§ What the exercise asks
Show every line where "that" occurs.

»»

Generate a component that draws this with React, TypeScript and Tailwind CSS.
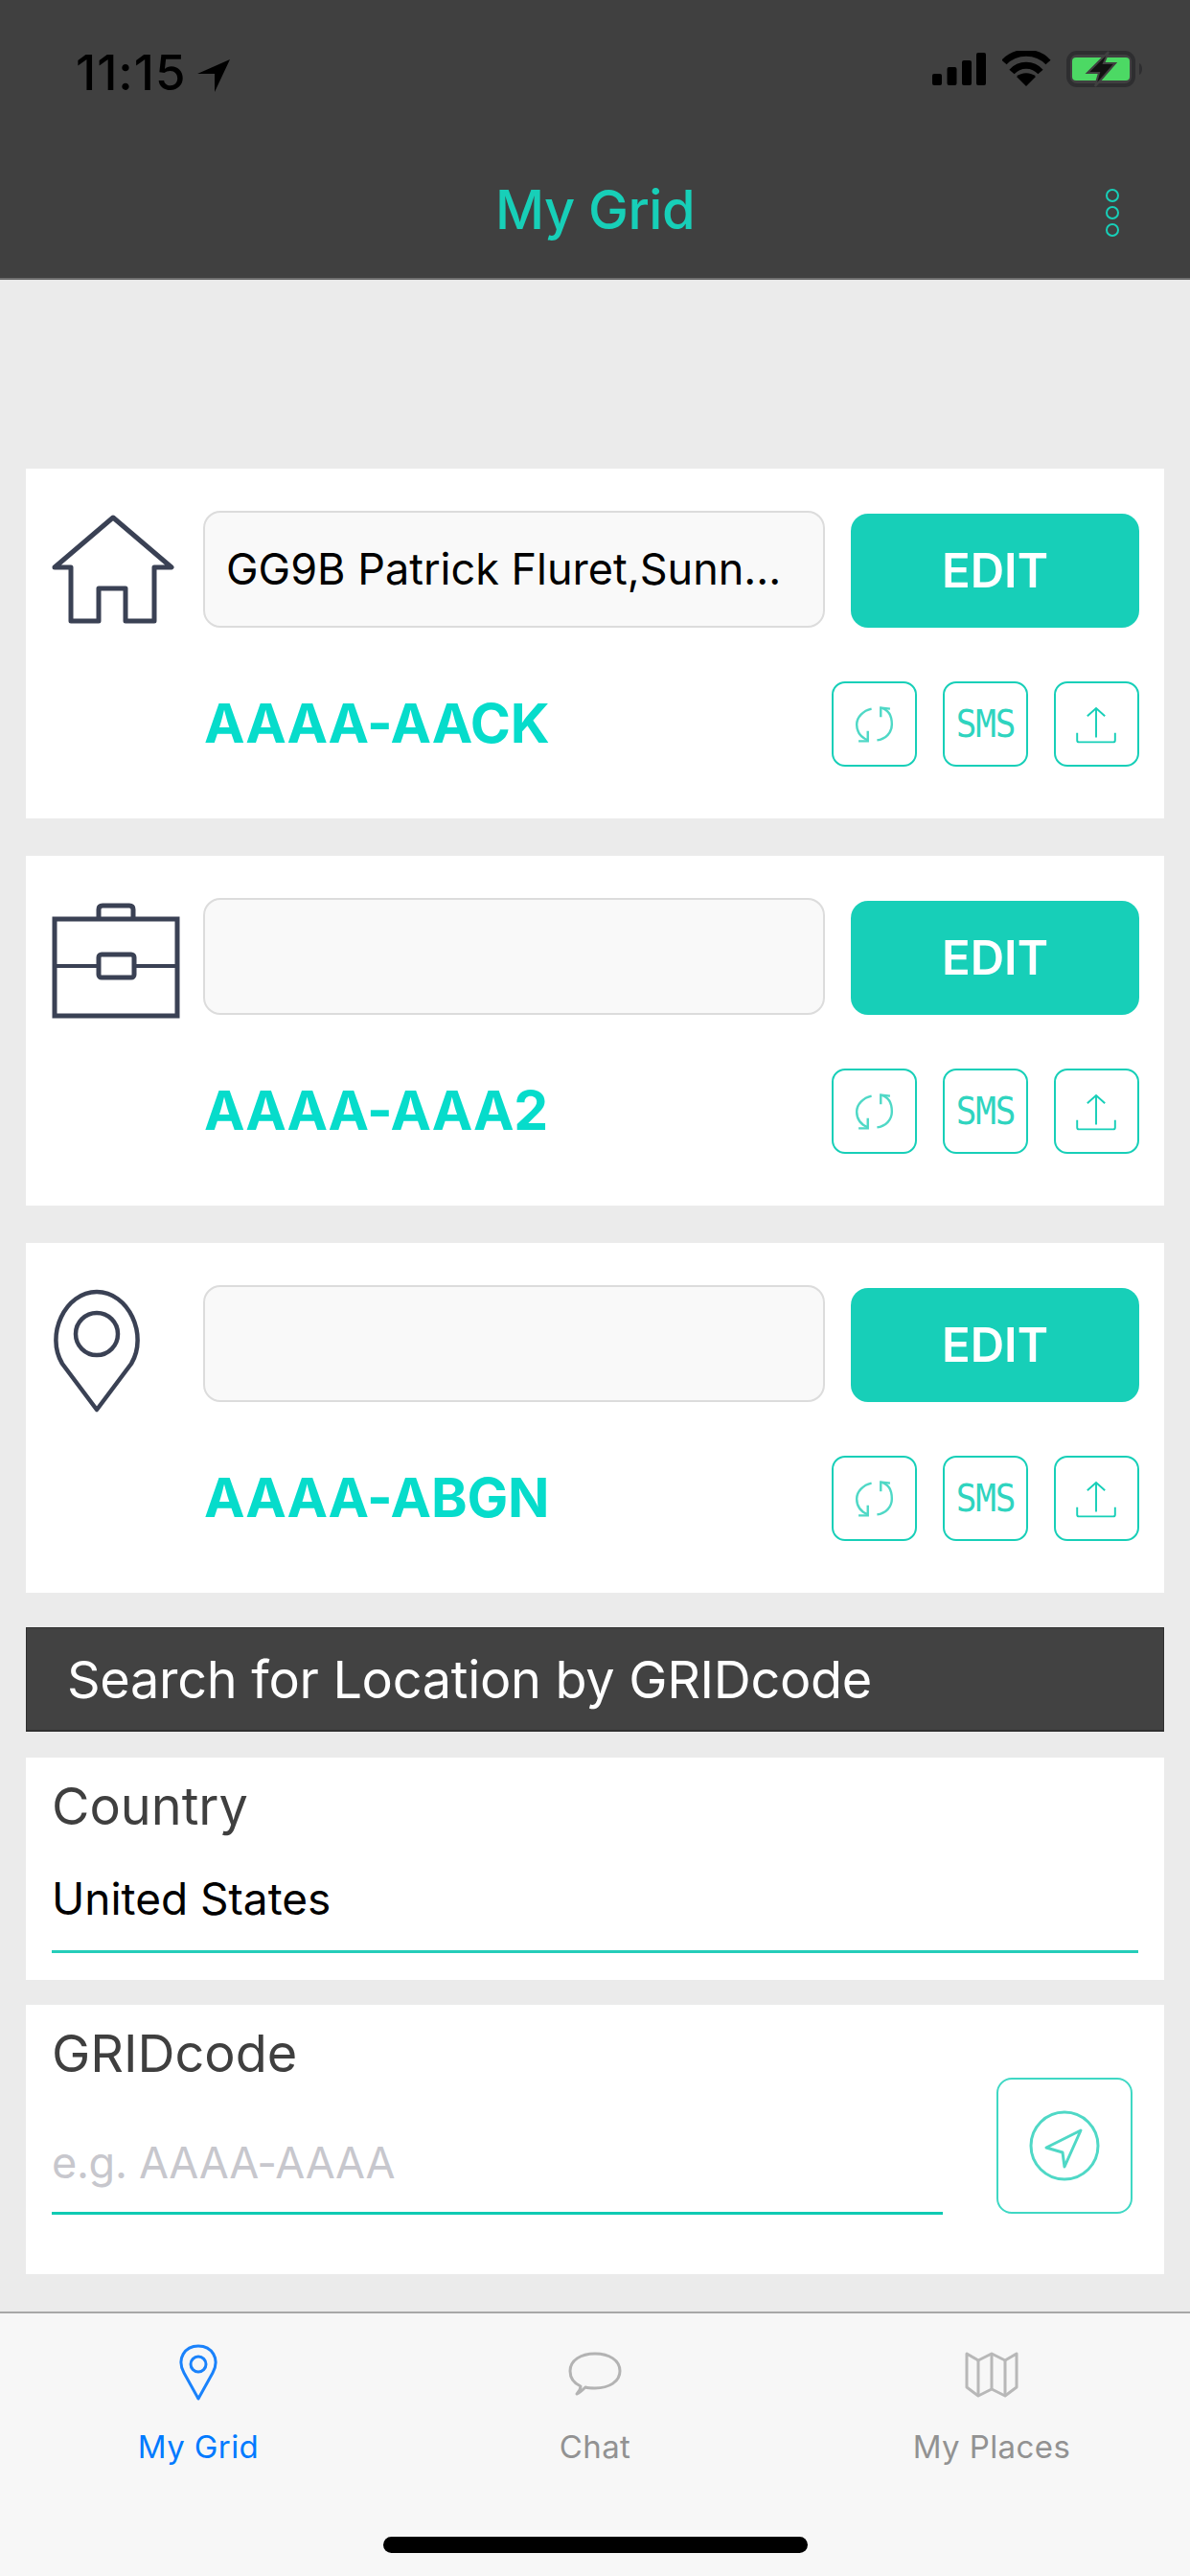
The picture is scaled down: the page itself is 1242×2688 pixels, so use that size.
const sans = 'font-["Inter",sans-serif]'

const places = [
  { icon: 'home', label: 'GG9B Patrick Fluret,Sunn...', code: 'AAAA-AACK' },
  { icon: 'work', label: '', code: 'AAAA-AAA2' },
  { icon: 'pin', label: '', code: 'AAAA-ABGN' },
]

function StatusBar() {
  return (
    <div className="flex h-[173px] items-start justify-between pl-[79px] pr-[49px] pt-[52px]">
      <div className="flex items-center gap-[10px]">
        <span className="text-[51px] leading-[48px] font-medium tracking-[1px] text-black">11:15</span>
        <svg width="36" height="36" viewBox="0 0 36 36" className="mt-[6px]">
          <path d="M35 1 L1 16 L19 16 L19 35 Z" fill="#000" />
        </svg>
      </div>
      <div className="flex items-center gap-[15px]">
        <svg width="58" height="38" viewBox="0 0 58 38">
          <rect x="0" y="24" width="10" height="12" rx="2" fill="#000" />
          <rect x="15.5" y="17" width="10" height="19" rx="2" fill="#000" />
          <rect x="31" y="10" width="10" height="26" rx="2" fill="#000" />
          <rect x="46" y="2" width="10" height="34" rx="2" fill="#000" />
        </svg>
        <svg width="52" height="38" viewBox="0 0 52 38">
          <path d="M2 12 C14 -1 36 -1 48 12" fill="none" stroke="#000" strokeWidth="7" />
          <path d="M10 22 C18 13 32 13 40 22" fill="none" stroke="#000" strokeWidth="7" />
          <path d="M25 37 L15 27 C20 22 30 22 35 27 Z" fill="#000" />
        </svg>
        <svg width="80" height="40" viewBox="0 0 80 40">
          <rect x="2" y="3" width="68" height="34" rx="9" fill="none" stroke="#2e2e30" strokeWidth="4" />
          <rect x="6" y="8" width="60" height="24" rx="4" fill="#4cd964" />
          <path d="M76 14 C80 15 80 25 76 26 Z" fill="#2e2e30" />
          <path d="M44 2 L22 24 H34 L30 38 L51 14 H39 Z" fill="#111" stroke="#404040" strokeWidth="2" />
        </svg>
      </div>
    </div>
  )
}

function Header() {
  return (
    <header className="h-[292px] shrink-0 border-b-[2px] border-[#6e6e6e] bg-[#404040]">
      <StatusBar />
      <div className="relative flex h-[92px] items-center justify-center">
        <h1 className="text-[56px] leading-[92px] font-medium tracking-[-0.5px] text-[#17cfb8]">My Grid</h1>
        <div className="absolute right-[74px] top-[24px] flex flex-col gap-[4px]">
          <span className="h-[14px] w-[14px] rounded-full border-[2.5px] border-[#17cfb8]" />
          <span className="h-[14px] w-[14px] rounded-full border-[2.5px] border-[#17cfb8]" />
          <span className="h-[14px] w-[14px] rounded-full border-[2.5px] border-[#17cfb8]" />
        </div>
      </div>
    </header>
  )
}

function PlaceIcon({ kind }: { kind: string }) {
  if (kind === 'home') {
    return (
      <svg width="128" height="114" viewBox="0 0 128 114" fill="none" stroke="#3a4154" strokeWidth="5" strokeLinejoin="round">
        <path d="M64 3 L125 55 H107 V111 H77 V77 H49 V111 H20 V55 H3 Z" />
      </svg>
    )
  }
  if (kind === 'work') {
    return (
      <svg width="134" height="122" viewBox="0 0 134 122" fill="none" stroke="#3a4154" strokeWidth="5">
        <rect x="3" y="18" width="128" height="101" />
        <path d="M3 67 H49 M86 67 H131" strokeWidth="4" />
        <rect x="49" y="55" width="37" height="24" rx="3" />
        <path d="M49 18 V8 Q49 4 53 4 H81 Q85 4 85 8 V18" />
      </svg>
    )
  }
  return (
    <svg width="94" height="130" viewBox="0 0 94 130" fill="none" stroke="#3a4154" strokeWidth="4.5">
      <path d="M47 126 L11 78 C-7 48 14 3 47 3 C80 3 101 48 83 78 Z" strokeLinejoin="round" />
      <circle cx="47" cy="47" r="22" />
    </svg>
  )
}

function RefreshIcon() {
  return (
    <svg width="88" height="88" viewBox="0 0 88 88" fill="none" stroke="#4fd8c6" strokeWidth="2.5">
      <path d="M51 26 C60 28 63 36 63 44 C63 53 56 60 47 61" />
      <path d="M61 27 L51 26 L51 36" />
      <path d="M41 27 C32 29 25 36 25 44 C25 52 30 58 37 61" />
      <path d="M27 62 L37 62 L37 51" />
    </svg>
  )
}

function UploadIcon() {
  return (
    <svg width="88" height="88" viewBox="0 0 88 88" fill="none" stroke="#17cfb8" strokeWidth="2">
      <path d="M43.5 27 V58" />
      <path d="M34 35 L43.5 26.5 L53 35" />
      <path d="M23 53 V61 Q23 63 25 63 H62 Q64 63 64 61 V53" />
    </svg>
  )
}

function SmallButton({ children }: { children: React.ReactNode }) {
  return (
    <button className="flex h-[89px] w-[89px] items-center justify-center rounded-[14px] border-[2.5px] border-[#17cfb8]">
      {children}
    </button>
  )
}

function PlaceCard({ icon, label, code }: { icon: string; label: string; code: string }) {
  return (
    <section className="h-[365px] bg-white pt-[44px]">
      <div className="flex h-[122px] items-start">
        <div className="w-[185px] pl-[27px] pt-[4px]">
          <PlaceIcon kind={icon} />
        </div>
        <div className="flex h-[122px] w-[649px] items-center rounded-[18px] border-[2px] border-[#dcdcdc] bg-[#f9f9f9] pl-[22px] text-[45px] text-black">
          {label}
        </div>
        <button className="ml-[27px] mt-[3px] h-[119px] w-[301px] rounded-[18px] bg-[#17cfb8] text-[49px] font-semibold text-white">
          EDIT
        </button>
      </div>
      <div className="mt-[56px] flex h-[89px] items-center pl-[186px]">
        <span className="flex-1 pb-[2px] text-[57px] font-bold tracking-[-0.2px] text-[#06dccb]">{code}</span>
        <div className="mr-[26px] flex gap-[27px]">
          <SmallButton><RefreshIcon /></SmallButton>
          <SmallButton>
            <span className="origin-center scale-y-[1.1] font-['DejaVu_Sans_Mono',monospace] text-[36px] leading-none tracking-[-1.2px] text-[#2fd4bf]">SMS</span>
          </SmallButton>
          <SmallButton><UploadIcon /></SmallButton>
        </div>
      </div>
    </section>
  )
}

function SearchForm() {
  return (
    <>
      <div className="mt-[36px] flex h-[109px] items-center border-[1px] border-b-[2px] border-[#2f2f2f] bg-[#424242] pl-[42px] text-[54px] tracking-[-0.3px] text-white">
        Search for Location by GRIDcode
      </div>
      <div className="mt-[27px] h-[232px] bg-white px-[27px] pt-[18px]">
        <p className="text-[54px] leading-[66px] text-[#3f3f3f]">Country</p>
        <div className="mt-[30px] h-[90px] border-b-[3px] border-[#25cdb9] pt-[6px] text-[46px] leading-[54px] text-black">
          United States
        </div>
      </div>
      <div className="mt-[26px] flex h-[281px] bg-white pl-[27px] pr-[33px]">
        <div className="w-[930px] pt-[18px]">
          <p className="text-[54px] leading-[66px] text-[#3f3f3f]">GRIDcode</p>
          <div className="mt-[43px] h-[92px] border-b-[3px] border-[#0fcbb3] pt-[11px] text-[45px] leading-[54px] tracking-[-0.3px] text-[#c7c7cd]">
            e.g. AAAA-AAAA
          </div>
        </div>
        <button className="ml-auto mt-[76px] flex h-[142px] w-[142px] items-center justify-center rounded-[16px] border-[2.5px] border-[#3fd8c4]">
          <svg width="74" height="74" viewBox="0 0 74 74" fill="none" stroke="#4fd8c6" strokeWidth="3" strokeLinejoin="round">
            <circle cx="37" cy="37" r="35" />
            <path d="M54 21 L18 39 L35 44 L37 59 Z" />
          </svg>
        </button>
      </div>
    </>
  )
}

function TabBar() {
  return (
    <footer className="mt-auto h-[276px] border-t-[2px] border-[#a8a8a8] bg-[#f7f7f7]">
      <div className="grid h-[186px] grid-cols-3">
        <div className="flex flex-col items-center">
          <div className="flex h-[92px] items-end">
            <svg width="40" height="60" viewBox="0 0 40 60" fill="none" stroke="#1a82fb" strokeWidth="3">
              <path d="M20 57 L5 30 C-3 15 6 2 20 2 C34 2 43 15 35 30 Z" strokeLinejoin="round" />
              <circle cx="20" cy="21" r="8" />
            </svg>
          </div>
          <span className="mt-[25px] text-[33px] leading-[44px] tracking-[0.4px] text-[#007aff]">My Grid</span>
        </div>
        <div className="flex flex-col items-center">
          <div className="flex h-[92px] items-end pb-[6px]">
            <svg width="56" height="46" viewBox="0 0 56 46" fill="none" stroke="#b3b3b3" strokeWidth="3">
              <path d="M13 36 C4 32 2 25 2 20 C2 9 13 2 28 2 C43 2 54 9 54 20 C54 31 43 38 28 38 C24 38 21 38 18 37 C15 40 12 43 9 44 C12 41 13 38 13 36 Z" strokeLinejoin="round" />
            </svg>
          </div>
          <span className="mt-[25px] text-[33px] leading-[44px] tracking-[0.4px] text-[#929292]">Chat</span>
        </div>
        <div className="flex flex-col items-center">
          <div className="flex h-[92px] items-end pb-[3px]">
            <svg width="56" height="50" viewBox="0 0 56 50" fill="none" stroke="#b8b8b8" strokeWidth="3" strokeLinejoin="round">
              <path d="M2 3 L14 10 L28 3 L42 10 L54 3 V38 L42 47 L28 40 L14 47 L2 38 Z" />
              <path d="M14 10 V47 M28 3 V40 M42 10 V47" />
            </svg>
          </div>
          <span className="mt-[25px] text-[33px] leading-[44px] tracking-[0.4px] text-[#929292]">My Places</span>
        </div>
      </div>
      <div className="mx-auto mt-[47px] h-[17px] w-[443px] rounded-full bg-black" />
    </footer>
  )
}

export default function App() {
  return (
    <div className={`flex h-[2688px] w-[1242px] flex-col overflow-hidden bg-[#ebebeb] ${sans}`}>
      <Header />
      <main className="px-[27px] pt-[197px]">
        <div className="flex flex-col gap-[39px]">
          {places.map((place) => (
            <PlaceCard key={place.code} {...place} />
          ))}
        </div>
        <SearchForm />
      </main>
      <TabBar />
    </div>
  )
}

««

§ Solution for this problem
Generate a component that draws this with React, TypeScript and Tailwind CSS.
The picture is scaled down: the page itself is 1242×2688 pixels, so use that size.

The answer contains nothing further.